City still value possession, but when space opens, they are quicker to attack it. Transitions are no longer something to avoid at all costs. The shift is measured rather than dramatic, yet it changes the rhythm of their games. Where Arsenal seek to reduce volatility, City appear more willing to accept it if it increases the chance of decisive wins.

There are still variables that will shape where the empty frame is filled. Guardiola’s shift carries risk. Allowing more vertical moments invites more transitions, and transitions invite uncertainty. But perhaps uncertainty is necessary when chasing a side that has built its season on control. City’s squad is suited to absorb some of that exposure. Players like Haaland and Semenyo turn open space into advantage, which can tilt tight margins.
The question, then, is not simply about who creates more or who concedes less. It is about sustainability. Is it safer to tighten games and accept the occasional draw, or to risk defeat in pursuit of more decisive wins? Over 38 matches, titles are not only won through dominance, but through how teams manage the points that slip away.

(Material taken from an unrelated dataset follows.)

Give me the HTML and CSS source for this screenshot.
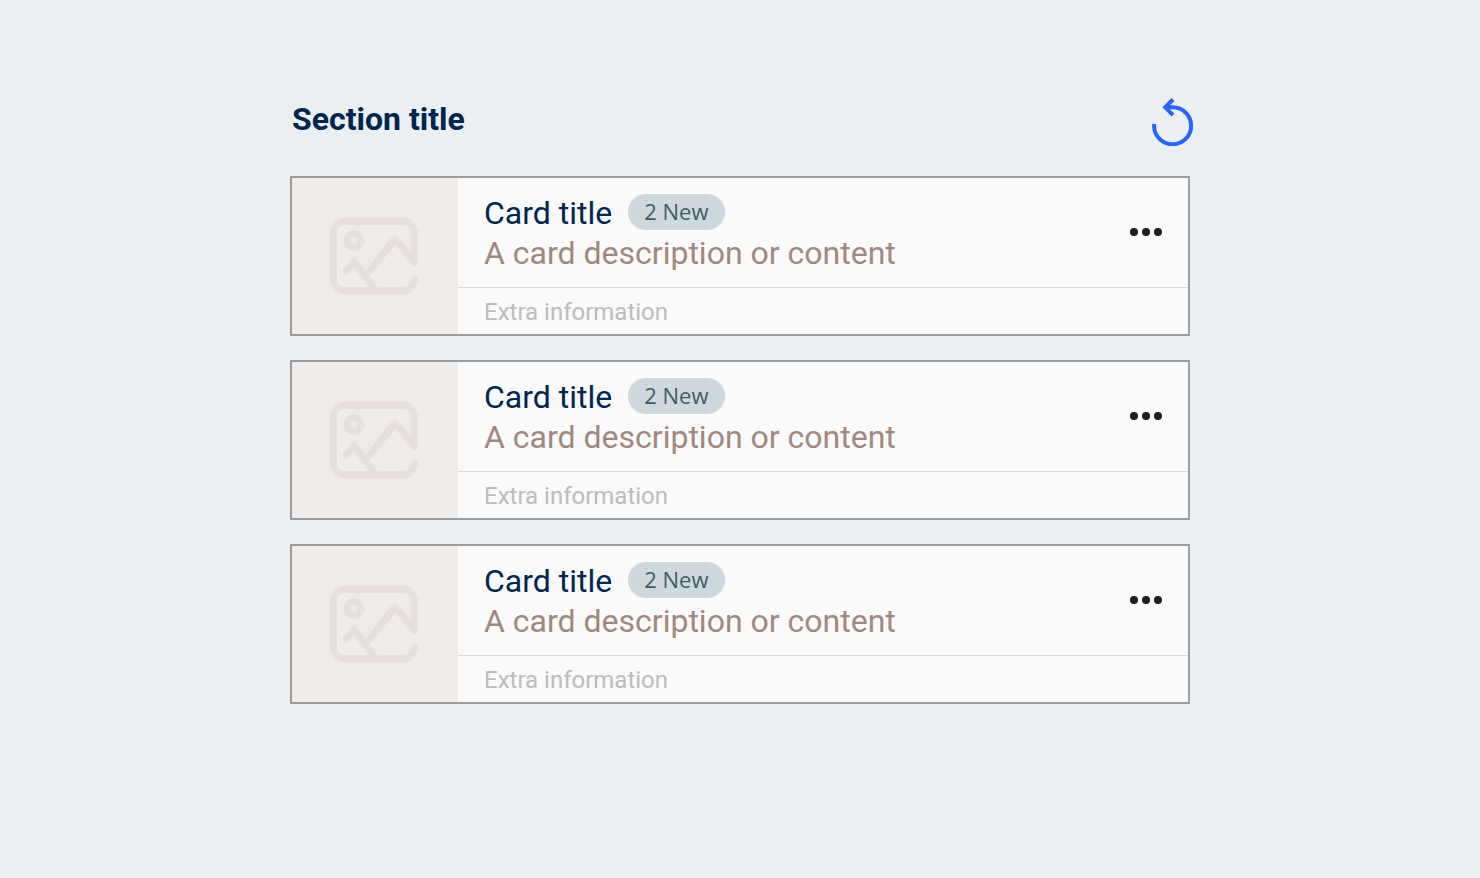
FILE: index.html
```html
<!DOCTYPE html>
<html lang="en">
<head>
<meta charset="utf-8">
<meta name="viewport" content="width=device-width, initial-scale=1">
<title>Section title</title>
<link rel="stylesheet" href="styles.css">
</head>
<body>
<svg class="sprite" aria-hidden="true">
  <symbol id="image" viewBox="0 0 88 76">
    <path d="M84.500 44.500V14.500a11 11 0 0 0-11-11h-59a11 11 0 0 0-11 11v47a11 11 0 0 0 11 11h59a11 11 0 0 0 11-11M84.500 44.500L65 21 36 58M16 53.500l8-10L46 72.500"/>
    <circle cx="24" cy="22.500" r="7"/>
  </symbol>
  <symbol id="dots" viewBox="0 0 32 8">
    <circle cx="4" cy="4" r="4"/><circle cx="16" cy="4" r="4"/><circle cx="28" cy="4" r="4"/>
  </symbol>
</svg>
<main class="section">
  <header class="section-header">
    <h1 class="section-title">Section title</h1>
    <button class="icon-button" type="button" aria-label="Refresh">
      <svg class="refresh-icon" viewBox="0 0 42 48" aria-hidden="true"><path d="M2.200 26A18.500 18.500 0 1 0 20.700 9.300H13M21 1.500L13.200 9.300 21 17.200"/></svg>
    </button>
  </header>
  <div class="card-list">
    <article class="card">
      <div class="card-media"><svg class="image-icon" aria-hidden="true"><use href="#image"/></svg></div>
      <div class="card-body">
        <div class="card-main">
          <div class="card-text">
            <div class="card-heading"><h2 class="card-title">Card title</h2><span class="badge">2 New</span></div>
            <p class="card-description">A card description or content</p>
          </div>
          <button class="icon-button menu-button" type="button" aria-label="More options"><svg class="dots-icon" aria-hidden="true"><use href="#dots"/></svg></button>
        </div>
        <p class="card-extra">Extra information</p>
      </div>
    </article>
    <article class="card">
      <div class="card-media"><svg class="image-icon" aria-hidden="true"><use href="#image"/></svg></div>
      <div class="card-body">
        <div class="card-main">
          <div class="card-text">
            <div class="card-heading"><h2 class="card-title">Card title</h2><span class="badge">2 New</span></div>
            <p class="card-description">A card description or content</p>
          </div>
          <button class="icon-button menu-button" type="button" aria-label="More options"><svg class="dots-icon" aria-hidden="true"><use href="#dots"/></svg></button>
        </div>
        <p class="card-extra">Extra information</p>
      </div>
    </article>
    <article class="card">
      <div class="card-media"><svg class="image-icon" aria-hidden="true"><use href="#image"/></svg></div>
      <div class="card-body">
        <div class="card-main">
          <div class="card-text">
            <div class="card-heading"><h2 class="card-title">Card title</h2><span class="badge">2 New</span></div>
            <p class="card-description">A card description or content</p>
          </div>
          <button class="icon-button menu-button" type="button" aria-label="More options"><svg class="dots-icon" aria-hidden="true"><use href="#dots"/></svg></button>
        </div>
        <p class="card-extra">Extra information</p>
      </div>
    </article>
  </div>
</main>
</body>
</html>
```
FILE: styles.css
```css
* {
  box-sizing: border-box;
}

body {
  margin: 0;
  background: #ebeff2;
  font-family: Roboto, "Liberation Sans", sans-serif;
}

h1, h2, p {
  margin: 0;
  font-weight: 400;
}

.sprite {
  display: none;
}

.section {
  max-width: 948px;
  margin: 0 auto;
  padding: 98px 24px;
}

.section-header {
  display: flex;
  justify-content: space-between;
  align-items: flex-start;
  margin: 0 -4px 30px 2px;
}

.section .section-title {
  font-size: 32px;
  line-height: 42px;
  font-weight: 700;
  color: #00264d;
}

.icon-button {
  display: flex;
  padding: 0;
  border: 0;
  background: none;
  cursor: pointer;
}

.menu-button {
  padding: 34px 0;
}

.refresh-icon {
  width: 42px;
  height: 48px;
  fill: none;
  stroke: #2962ff;
  stroke-width: 4;
}

.card-list {
  display: flex;
  flex-direction: column;
  gap: 24px;
}

.card {
  display: flex;
  border: 2px solid #9e9e9e;
  background: #fafafa;
}

.card-media {
  display: flex;
  flex: 0 0 166px;
  align-items: center;
  justify-content: center;
  padding-right: 2px;
  background: #efebe8;
}

.image-icon {
  width: 88px;
  height: 76px;
  fill: none;
  stroke: #e6dfdd;
  stroke-width: 7;
  stroke-linecap: round;
  stroke-linejoin: round;
}

.card-body {
  flex: 1;
  min-width: 0;
}

.card-main {
  display: flex;
  align-items: flex-start;
  justify-content: space-between;
  padding: 16px 26px 14px;
  border-bottom: 1px solid #d9dadb;
}

.card-heading {
  display: flex;
  align-items: flex-start;
  gap: 16px;
}

.card-title {
  font-size: 32px;
  line-height: 39px;
  color: #00264d;
}

.badge {
  height: 36px;
  padding: 0 16px;
  border-radius: 18px;
  background: #cfd8dc;
  color: #455a64;
  font-family: "Open Sans", "Noto Sans", sans-serif;
  font-size: 22px;
  line-height: 34px;
}

.card-description {
  font-size: 32px;
  line-height: 40px;
  color: #a1887f;
}

.dots-icon {
  width: 32px;
  height: 8px;
  fill: #212121;
}

.card-extra {
  padding: 2px 26px 0;
  font-size: 24px;
  line-height: 44px;
  color: #bdbdbd;
}
```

And so the empty frame remains. The numbers point in different directions, the styles offer different risks, and the margins are thin enough to be shaped by a single draw or a single bold decision. Perhaps there is a reason that Sir Alex Ferguson’s words have echoed through so many seasons. “Attack wins you games, defence wins you titles.” Over 38 matches, it is not only about how you win, but how often you do not. The question is which side has judged that balance correctly.